The place still shows up in my dreams. The roads crowded with Russian Ladas, Fiat taxis, and Mercedes trucks – about half with working mufflers. Walking the crowded markets, the air was ripe with the sour bite of Cameroonian sweat mixed with the smells of diesel and woodsmoke and roasting meat. In a Washington Post travel log, Christopher Vourlias described it:
“Pavement chefs presided over small propane burners, dishing out avocado salads and spaghetti omelets to crowds of hungry laborers. Stocky women in colorful dresses arranged their mangoes and oranges on sidewalk blankets, calling out in a cheery singsong. And young men wove through all the clamor selling secondhand shoes, a high-top sneaker or loafer balanced precariously on their heads." http://wapo.st/ZIU6PU
My arrival in Cameroon was through the port city of Douala. I’d held a hand-towel to the back of my head for most of a 14-hour trans-Atlantic flight, my scalp split open the previous night during a drunken wrestling match in the upstairs hallways of Marine Security Guard Battalion. Scheduled to fly out for Africa the following morning, my friend Jon Wertjes and I celebrated with a couple other Marines and dozen pitchers at the Command Post pub in Quantico. Back at battalion, why pack your bags when you can wrestle with your buddies?

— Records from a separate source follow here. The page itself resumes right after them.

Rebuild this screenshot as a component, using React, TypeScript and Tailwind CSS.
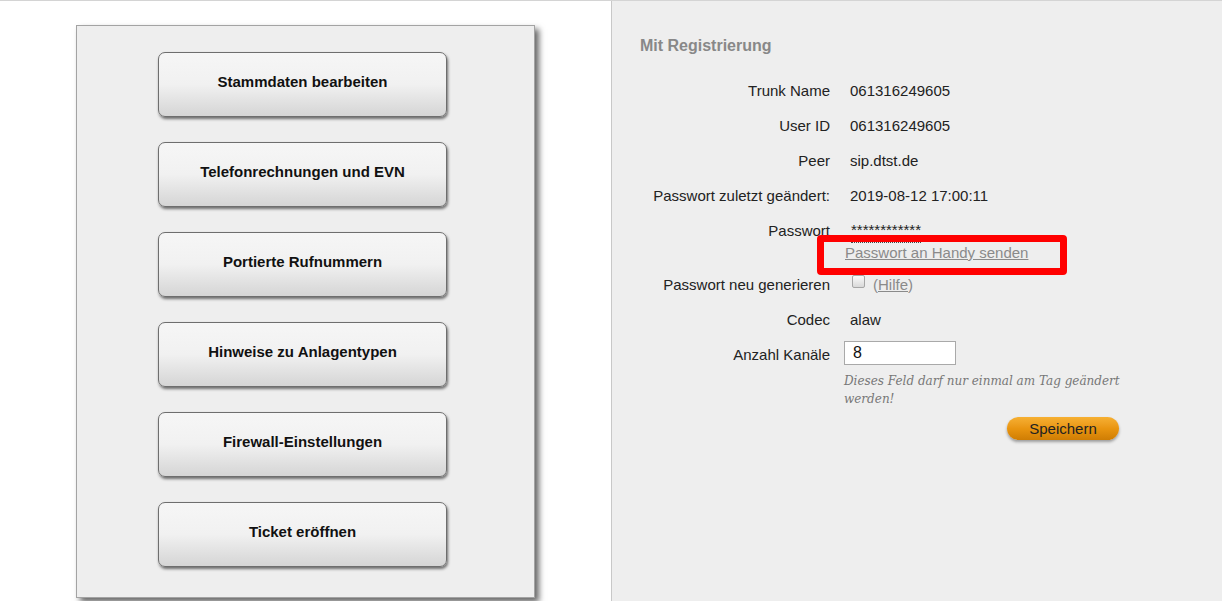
import React from 'react';

const menu = [
  'Stammdaten bearbeiten',
  'Telefonrechnungen und EVN',
  'Portierte Rufnummern',
  'Hinweise zu Anlagentypen',
  'Firewall-Einstellungen',
  'Ticket eröffnen',
];

const infoRows = [
  ['Trunk Name', '061316249605'],
  ['User ID', '061316249605'],
  ['Peer', 'sip.dtst.de'],
  ['Passwort zuletzt geändert:', '2019-08-12 17:00:11'],
];

const Label = ({ children }: { children: React.ReactNode }) => (
  <div className="w-[190px] shrink-0 text-right leading-[35px]">{children}</div>
);

export default function App() {
  return (
    <div className="relative flex h-[601px] w-full overflow-hidden border-t border-[#d4d4d4] bg-white font-['Liberation_Sans',Arial,sans-serif] text-[15px] text-[#222]">
      {/* linke Spalte mit Menü */}
      <div className="w-[611px] shrink-0 pl-[76px] pt-[24px]">
        <div className="h-[573px] w-[459px] border border-[#a3a3a3] bg-[#eeeeee] pl-[81px] pt-[26px] shadow-[4px_4px_6px_rgba(0,0,0,0.6)]">
          <div className="flex flex-col gap-[25px]">
            {menu.map((item) => (
              <button
                key={item}
                className="flex h-[65px] w-[289px] items-center justify-center rounded-[7px] border border-[#6e6e6e] bg-gradient-to-b from-[#f6f6f6] via-[#f1f1f1] to-[#d5d5d5] pb-[5px] text-[15px] font-bold text-[#111] shadow-[1px_2px_3px_rgba(0,0,0,0.55)]"
              >
                {item}
              </button>
            ))}
          </div>
        </div>
      </div>

      {/* rechte Spalte mit Trunk-Daten */}
      <div className="flex-1 border-l border-[#c8c8c8] bg-[#eeeeee] pl-[28px] pt-[35px]">
        <h2 className="text-[16px] font-bold leading-[20px] text-[#888]">Mit Registrierung</h2>

        <div className="mt-[17px]">
          {infoRows.map(([label, value]) => (
            <div key={label} className="flex h-[35px]">
              <Label>{label}</Label>
              <div className="pl-[20px] leading-[35px]">{value}</div>
            </div>
          ))}

          <div className="flex h-[54px]">
            <Label>Passwort</Label>
            <div className="pl-[15px] pt-[8px]">
              <span className="ml-[6px] block w-fit border-b border-dotted border-[#444] pb-[3px] leading-[18px]">
                ************
              </span>
              <a href="#" className="block leading-[20px] text-[#8a8a8a] underline">
                Passwort an Handy senden
              </a>
            </div>
          </div>

          <div className="flex h-[35px]">
            <Label>Passwort neu generieren</Label>
            <div className="flex items-center pl-[22px]">
              <input
                type="checkbox"
                className="mt-[-7px] h-[13px] w-[13px] appearance-none rounded-[2px] border border-[#a6a6a6] bg-gradient-to-b from-[#fbfbfb] to-[#d9d9d9]"
              />
              <a href="#" className="ml-[8px] mt-[2px] text-[#8a8a8a]">
                (<span className="underline">Hilfe</span>)
              </a>
            </div>
          </div>

          <div className="flex h-[35px]">
            <Label>Codec</Label>
            <div className="pl-[20px] leading-[35px]">alaw</div>
          </div>

          <div className="flex h-[35px]">
            <Label>Anzahl Kanäle</Label>
            <div className="pl-[14px] pt-[4px]">
              <input
                type="text"
                defaultValue="8"
                className="h-[24px] w-[112px] border border-[#a9a9a9] bg-white px-[8px] text-[16px] leading-[22px] text-[#111] outline-none"
              />
            </div>
          </div>

          <div className="flex">
            <div className="w-[190px] shrink-0" />
            <div className="w-[290px] pl-[14px]">
              <p className="whitespace-nowrap font-['DejaVu_Serif',Georgia,serif] text-[12px] italic leading-[18px] text-[#777]">
                Dieses Feld darf nur einmal am Tag geändert
                <br />
                werden!
              </p>
              <div className="mt-[9px] flex justify-end pr-[1px]">
                <button className="h-[23px] w-[112px] rounded-full bg-gradient-to-b from-[#f6b032] via-[#e99510] to-[#cf7d04] text-[15px] leading-[23px] text-[#222] shadow-[0_2px_3px_rgba(0,0,0,0.35)]">
                  Speichern
                </button>
              </div>
            </div>
          </div>
        </div>
      </div>

      {/* rote Markierung */}
      <div className="absolute left-[817px] top-[234px] h-[40px] w-[250px] rounded-[4px] border-[7px] border-[#ff0000]" />
    </div>
  );
}
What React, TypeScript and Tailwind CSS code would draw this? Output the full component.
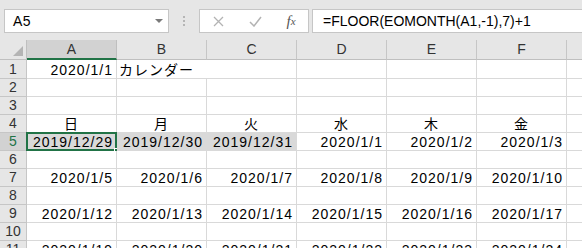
import React from "react";

const cols = ["A", "B", "C", "D", "E", "F"];

const rows: { n: number; cells: string[]; kind?: string }[] = [
  { n: 1, cells: ["2020/1/1", "カレンダー", "", "", "", ""] },
  { n: 2, cells: ["", "", "", "", "", ""] },
  { n: 3, cells: ["", "", "", "", "", ""] },
  { n: 4, cells: ["日", "月", "火", "水", "木", "金"], kind: "week" },
  { n: 5, cells: ["2019/12/29", "2019/12/30", "2019/12/31", "2020/1/1", "2020/1/2", "2020/1/3"] },
  { n: 6, cells: ["", "", "", "", "", ""] },
  { n: 7, cells: ["2020/1/5", "2020/1/6", "2020/1/7", "2020/1/8", "2020/1/9", "2020/1/10"] },
  { n: 8, cells: ["", "", "", "", "", ""] },
  { n: 9, cells: ["2020/1/12", "2020/1/13", "2020/1/14", "2020/1/15", "2020/1/16", "2020/1/17"] },
  { n: 10, cells: ["", "", "", "", "", ""] },
  { n: 11, cells: ["2020/1/19", "2020/1/20", "2020/1/21", "2020/1/22", "2020/1/23", "2020/1/24"] },
];

const font = "font-['Liberation_Sans','Noto_Sans_CJK_JP',sans-serif]";

export default function App() {
  return (
    <div className={`w-[582px] h-[248px] overflow-hidden bg-white text-[#000] ${font}`}>
      {/* formula bar */}
      <div className="h-[40px] bg-[#e6e6e6] flex items-start pt-[9px] pl-[4px]">
        <div className="w-[165px] h-[24px] bg-white border border-[#c6c6c6] flex items-center justify-between pl-[8px] pr-[5px] text-[14px] tracking-[0.5px]">
          <span>A5</span>
          <svg width="8" height="5" viewBox="0 0 8 5">
            <path d="M0 0h8L4 4z" fill="#7a7a7a" />
          </svg>
        </div>
        <div className="w-[30px] h-[24px] flex flex-col items-center justify-center gap-[2px]">
          <span className="w-[2px] h-[2px] bg-[#b5b5b5]" />
          <span className="w-[2px] h-[2px] bg-[#b5b5b5]" />
          <span className="w-[2px] h-[2px] bg-[#b5b5b5]" />
        </div>
        <div className="w-[110px] h-[24px] bg-white border border-[#c6c6c6] flex items-center">
          <div className="w-[37px] flex justify-center">
            <svg width="11" height="11" viewBox="0 0 11 11">
              <path d="M1 1l9 9M10 1l-9 9" stroke="#b3b3b3" strokeWidth="1.3" />
            </svg>
          </div>
          <div className="w-[37px] flex justify-center">
            <svg width="13" height="11" viewBox="0 0 13 11">
              <path d="M1 6l4 4L12 1" stroke="#b3b3b3" strokeWidth="1.5" fill="none" />
            </svg>
          </div>
          <div className="w-[34px] flex justify-center font-['Liberation_Serif',serif] italic text-[15px] text-[#555]">
            f<span className="text-[11px] mt-[3px]">x</span>
          </div>
        </div>
        <div className="ml-[3px] flex-1 h-[24px] bg-white border border-[#c6c6c6] border-r-0 flex items-center pl-[10px] text-[14px]">
          =FLOOR(EOMONTH(A1,-1),7)+1
        </div>
      </div>

      {/* sheet */}
      <div className="grid grid-cols-[27px_repeat(6,90px)_40px] grid-rows-[20px_19px_repeat(10,18px)]">
        {/* corner */}
        <div className="bg-[#e6e6e6] border-r border-b border-[#bfbfbf] relative">
          <svg className="absolute right-[3px] bottom-[3px]" width="10" height="10" viewBox="0 0 10 10">
            <path d="M10 0v10H0z" fill="#b4b4b4" />
          </svg>
        </div>
        {cols.map((c) => (
          <div
            key={c}
            className={`flex items-center justify-center text-[14px] text-[#333] border-r ${
              c === "A"
                ? "bg-[#d2d2d2] border-b-2 border-b-[#217346] border-r-[#bfbfbf]"
                : "bg-[#e6e6e6] border-b border-b-[#bfbfbf] border-r-[#c6c6c6]"
            }`}
          >
            {c}
          </div>
        ))}
        <div className="bg-[#e6e6e6] border-b border-[#bfbfbf]" />

        {rows.map((r) => (
          <React.Fragment key={r.n}>
            <div
              className={`flex items-center justify-center text-[14px] border-r border-b border-[#c6c6c6] ${
                r.n === 5 ? "bg-[#d2d2d2] text-[#217346]" : "bg-[#e6e6e6] text-[#333]"
              }`}
            >
              {r.n}
            </div>
            {r.cells.map((v, i) => {
              const active = r.n === 5 && i === 0;
              const shaded = r.n === 5 && i < 3;
              const isText = r.n === 1 && i === 1;
              const align =
                r.kind === "week" ? "justify-center" : isText ? "justify-start pl-[2px]" : "justify-end pr-[3px]";
              return (
                <div
                  key={i}
                  className={`relative flex items-end whitespace-nowrap text-[14px] leading-[14px] tracking-[1px] border-r border-b border-[#d9d9d9] ${align} ${
                    shaded ? "bg-[#d9d9d9]" : "bg-white"
                  } ${isText ? "overflow-visible z-10 border-r-0" : ""}`}
                >
                  <span className="pb-[1px]">{v}</span>
                  {active && (
                    <>
                      <div className="absolute -left-[1px] -top-[1px] right-[-1px] bottom-[-1px] border-2 border-[#217346]" />
                      <div className="absolute right-[-4px] bottom-[-4px] w-[6px] h-[6px] bg-[#217346] border border-white" />
                    </>
                  )}
                </div>
              );
            })}
            <div className="bg-white border-b border-[#d9d9d9]" />
          </React.Fragment>
        ))}
      </div>
    </div>
  );
}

When my head bounced off the concrete floor, my wrestling for the evening was over. They told me I was out for about five minutes, and regained consciousness babbling something like “don’t tell Mom.” I pleaded with Wertjes, “Don’t take me to sickbay. They won’t let me go. You’ll be on a plane to Cameroon and I’ll be stuck here raking leaves.”
I made it through the night, Wertjes shaking me awake every 10 minutes because that’s what you’re supposed to do for an asshole who probably has a concussion. I sought medical attention at Logan International in Boston. All I got from the nurse was a couple of butterfly strips and the opinion “that’s been open too long to stitch.” As a bonus, she also gave me a pitying look that said “the Marines let idiots like you join up? Good thing we're in between wars.”
We arrived in Douala on an Air France flight from De Gaulle. It was late afternoon. They opened the door of the air-conditioned plane and we stepped down the ladderway. The sensation was that of a steaming wet-hot blanket being draped over your head and shoulders. The blanket was heavy, and it smelled like dog.
We transferred to Cameroon Airlines for a hop up-country to the capital city of Yaoundé. Later, it made perfect sense when the Marines at the embassy told us the airline had the nickname “Air Scare.”
We hit dirty air as we came to the foothills leading to the central highlands where Yaoundé lived. The plane started bucking like a bronc with a burr under its saddle. Sitting next to Wertjes was a big strong Cameroonian woman, draped in a colorful boubou and matching head scarf. In her terror at the plane’s buffeting and rattling and bouncing, she’d clamped a panicked claw onto his thigh. It was a death grip. She was staring straight ahead, her lips pulled back in a rigor, and her eyes wide and focused on nothing.
Wertjes looked across the aisle at me. He was mouthing a word that seemed to be a cross between “OWWWW” and “HELLLP.”